(Data records)
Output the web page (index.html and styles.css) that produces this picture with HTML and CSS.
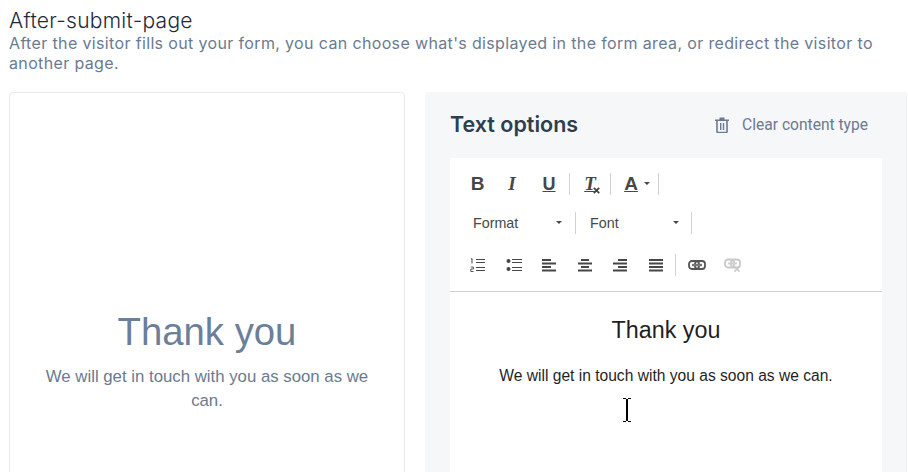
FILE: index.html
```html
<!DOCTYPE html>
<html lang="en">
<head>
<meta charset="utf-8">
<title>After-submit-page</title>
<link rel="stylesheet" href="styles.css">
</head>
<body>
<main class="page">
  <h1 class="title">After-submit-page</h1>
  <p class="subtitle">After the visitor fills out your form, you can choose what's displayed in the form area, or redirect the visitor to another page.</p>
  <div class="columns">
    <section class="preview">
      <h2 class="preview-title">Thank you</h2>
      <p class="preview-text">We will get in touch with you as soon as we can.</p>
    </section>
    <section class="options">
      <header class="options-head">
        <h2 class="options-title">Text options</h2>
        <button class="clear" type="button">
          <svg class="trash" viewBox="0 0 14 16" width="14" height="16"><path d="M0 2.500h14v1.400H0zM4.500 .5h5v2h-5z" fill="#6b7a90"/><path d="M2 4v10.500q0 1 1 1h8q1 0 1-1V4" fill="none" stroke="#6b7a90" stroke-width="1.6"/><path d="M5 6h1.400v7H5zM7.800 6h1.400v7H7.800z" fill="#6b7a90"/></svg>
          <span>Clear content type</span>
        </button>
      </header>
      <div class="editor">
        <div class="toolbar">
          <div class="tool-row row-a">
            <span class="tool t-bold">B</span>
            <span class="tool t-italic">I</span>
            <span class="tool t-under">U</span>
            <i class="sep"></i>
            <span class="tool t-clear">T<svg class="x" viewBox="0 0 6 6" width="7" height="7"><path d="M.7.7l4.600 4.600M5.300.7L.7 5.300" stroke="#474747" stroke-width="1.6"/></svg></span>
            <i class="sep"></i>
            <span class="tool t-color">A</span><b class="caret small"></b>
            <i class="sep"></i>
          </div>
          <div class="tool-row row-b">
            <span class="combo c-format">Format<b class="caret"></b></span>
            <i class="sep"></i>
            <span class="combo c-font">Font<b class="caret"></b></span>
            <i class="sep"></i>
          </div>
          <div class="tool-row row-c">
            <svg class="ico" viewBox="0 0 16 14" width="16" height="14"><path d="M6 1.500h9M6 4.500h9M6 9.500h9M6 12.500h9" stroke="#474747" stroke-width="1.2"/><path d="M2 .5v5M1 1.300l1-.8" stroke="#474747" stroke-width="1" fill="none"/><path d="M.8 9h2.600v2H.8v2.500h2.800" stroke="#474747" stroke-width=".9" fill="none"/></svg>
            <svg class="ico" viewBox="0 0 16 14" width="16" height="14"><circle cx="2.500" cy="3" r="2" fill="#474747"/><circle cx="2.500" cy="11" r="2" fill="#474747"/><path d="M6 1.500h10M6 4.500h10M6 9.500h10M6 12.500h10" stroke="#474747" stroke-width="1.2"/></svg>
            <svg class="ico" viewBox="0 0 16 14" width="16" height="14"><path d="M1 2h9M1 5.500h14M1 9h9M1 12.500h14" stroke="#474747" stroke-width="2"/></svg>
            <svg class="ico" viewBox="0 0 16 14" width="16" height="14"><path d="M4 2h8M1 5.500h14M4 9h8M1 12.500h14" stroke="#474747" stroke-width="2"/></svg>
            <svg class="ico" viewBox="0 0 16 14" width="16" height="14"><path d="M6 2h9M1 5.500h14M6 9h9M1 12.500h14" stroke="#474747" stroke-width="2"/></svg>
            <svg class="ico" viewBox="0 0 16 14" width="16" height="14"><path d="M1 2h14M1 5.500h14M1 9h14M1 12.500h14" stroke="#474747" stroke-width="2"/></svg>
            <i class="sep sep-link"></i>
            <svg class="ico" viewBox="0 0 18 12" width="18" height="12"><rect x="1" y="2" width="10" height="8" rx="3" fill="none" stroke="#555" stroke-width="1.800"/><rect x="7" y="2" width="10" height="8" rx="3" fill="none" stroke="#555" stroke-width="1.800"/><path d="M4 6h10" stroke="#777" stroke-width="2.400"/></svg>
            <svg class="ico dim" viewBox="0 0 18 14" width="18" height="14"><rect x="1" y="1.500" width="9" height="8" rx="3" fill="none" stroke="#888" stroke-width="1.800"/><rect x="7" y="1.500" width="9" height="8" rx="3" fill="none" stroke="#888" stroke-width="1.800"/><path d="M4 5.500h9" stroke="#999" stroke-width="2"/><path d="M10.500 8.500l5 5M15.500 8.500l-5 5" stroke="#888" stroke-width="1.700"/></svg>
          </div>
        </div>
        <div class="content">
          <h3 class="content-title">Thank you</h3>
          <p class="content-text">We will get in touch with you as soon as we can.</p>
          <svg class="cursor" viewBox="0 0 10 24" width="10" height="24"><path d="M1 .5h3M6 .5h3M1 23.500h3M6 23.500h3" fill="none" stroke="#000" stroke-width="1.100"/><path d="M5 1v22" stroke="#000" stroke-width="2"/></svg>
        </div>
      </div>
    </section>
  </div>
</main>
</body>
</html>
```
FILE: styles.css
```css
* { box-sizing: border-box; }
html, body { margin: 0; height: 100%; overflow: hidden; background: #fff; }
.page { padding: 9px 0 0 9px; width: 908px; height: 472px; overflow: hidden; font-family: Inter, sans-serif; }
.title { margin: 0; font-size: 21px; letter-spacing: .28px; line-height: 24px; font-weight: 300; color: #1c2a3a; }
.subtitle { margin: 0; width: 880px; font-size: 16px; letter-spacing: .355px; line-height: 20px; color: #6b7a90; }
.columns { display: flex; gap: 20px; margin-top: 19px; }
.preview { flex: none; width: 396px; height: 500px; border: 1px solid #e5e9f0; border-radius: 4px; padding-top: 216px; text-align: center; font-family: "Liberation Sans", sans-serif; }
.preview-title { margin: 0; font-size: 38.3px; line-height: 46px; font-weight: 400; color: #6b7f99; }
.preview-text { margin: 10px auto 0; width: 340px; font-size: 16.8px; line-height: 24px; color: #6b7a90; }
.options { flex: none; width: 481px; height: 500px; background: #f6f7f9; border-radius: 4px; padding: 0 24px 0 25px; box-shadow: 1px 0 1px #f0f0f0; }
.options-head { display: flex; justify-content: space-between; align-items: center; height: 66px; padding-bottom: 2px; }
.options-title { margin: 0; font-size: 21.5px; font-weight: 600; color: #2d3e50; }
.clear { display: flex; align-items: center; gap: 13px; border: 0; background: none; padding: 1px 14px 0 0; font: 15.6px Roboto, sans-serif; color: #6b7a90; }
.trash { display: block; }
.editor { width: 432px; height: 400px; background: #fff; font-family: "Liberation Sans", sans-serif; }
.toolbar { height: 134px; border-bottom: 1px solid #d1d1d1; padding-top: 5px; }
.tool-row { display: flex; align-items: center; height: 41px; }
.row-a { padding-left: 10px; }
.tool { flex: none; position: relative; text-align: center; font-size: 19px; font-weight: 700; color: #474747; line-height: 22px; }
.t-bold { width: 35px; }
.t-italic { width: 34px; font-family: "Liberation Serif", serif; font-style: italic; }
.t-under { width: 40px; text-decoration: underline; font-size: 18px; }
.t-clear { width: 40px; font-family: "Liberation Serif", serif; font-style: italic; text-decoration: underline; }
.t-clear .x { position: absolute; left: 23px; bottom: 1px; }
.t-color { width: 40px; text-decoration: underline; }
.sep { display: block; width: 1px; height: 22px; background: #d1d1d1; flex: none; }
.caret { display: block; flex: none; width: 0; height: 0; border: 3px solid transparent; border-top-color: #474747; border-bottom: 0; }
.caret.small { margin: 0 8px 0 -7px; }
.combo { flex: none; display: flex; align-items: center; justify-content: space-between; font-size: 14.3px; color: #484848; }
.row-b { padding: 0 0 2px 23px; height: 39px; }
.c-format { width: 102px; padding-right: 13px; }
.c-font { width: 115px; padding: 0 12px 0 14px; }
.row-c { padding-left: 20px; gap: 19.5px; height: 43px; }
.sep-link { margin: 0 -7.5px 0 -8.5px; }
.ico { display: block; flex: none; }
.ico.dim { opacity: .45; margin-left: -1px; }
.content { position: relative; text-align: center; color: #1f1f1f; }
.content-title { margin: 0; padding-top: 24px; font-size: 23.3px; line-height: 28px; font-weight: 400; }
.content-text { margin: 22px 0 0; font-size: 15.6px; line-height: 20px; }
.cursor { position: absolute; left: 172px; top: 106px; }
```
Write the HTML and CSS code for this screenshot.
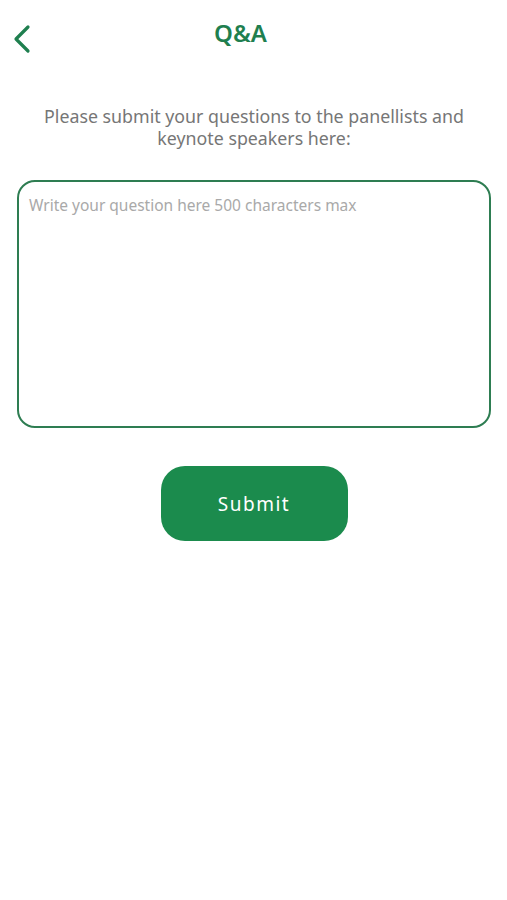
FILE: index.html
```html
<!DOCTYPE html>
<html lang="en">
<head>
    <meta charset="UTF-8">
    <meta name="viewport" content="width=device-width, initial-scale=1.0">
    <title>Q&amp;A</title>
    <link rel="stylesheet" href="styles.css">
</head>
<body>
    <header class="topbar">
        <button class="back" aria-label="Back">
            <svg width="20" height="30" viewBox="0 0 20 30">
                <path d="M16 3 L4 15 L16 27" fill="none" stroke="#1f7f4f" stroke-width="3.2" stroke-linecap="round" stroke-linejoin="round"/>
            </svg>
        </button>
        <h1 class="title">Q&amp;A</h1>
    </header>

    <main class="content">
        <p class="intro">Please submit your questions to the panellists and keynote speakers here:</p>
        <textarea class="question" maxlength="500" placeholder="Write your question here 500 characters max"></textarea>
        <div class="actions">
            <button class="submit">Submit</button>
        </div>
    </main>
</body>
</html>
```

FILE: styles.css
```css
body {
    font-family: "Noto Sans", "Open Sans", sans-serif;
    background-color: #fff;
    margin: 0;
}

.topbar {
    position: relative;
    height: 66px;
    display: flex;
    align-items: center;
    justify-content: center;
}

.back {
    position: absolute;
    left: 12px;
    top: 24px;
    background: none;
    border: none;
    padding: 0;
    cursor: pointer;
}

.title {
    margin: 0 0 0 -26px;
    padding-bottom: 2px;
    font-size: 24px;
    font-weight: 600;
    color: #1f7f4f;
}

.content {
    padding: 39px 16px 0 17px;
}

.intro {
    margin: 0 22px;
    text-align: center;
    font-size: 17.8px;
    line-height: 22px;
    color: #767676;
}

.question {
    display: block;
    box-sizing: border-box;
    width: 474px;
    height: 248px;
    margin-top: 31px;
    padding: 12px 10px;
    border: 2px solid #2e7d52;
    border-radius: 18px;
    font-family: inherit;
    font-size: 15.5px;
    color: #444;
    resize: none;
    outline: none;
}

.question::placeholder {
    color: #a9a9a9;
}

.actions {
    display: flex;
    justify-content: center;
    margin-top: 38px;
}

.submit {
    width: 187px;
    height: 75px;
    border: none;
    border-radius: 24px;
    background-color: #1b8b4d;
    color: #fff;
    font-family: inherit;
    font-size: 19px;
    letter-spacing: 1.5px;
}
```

** DESCRIPTION OF THE TASK **
Go through the records and pull out each line that includes the word "with".

** THE RESULT **
Output the web page (index.html and styles.css) that produces this picture with HTML and CSS.
      <p class="preview-text">We will get in touch with you as soon as we can.</p>
          <p class="content-text">We will get in touch with you as soon as we can.</p>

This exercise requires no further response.